Starbucks can leverage their scale and financial prowess to expand to emerging markets such as India, which provides further opportunities for economic growth. India is a growing economy with its residents only starting to embrace western trends. The decision to go global opened almost limitless opportunities for growth in developed nations, where middle classes only recently embraced the coffee industry. These nations include BRIC nations in addition to India, Brazil, and China. With the company’s financial resources, brand equity, and superior operations management systems, it can achieve global domination in the premium segment.

Starbucks stores are often located at high-traffic, strategic locations across the globe. The company’s financial prowess allows it to operate in the most expensive downtown and suburban locations, which further increases its market share. This fact elevates the appeal of the company’s products and significantly increases customer convenience.

The company’s scale also means that it is more stable during recession periods and is less affected by economic crises. Starbucks ‘ profits allowed the company to maintain growth during the financial crisis in 2008.

Conclusion

There is no denying that nowadays Starbucks is one of the central players in economic globalization. It stands in one row with Apple, Ikea, Google, and McDonald’s (Smallman & Brown, 2015). The devotion of Starbucks top management in creating a sustainable, global business has paid off. Now Starbucks is a globally recognized brand of premium coffee that operates its coffeehouses in many countries all over the world.

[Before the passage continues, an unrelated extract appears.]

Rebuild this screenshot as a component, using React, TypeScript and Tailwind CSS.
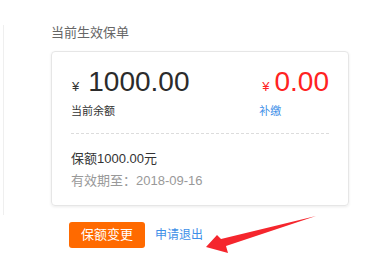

After three decades of building and expanding the Starbucks chain of stores, the company’s management came up with a number of strategies to improve every part of its business activities, and successfully overcame the cultural challenges by being flexible and customer-centric. Nowadays Starbucks can leverage its experience and financial resources to continue expansion into developing markets, and use its globally recognized brand to introduce new products to the market.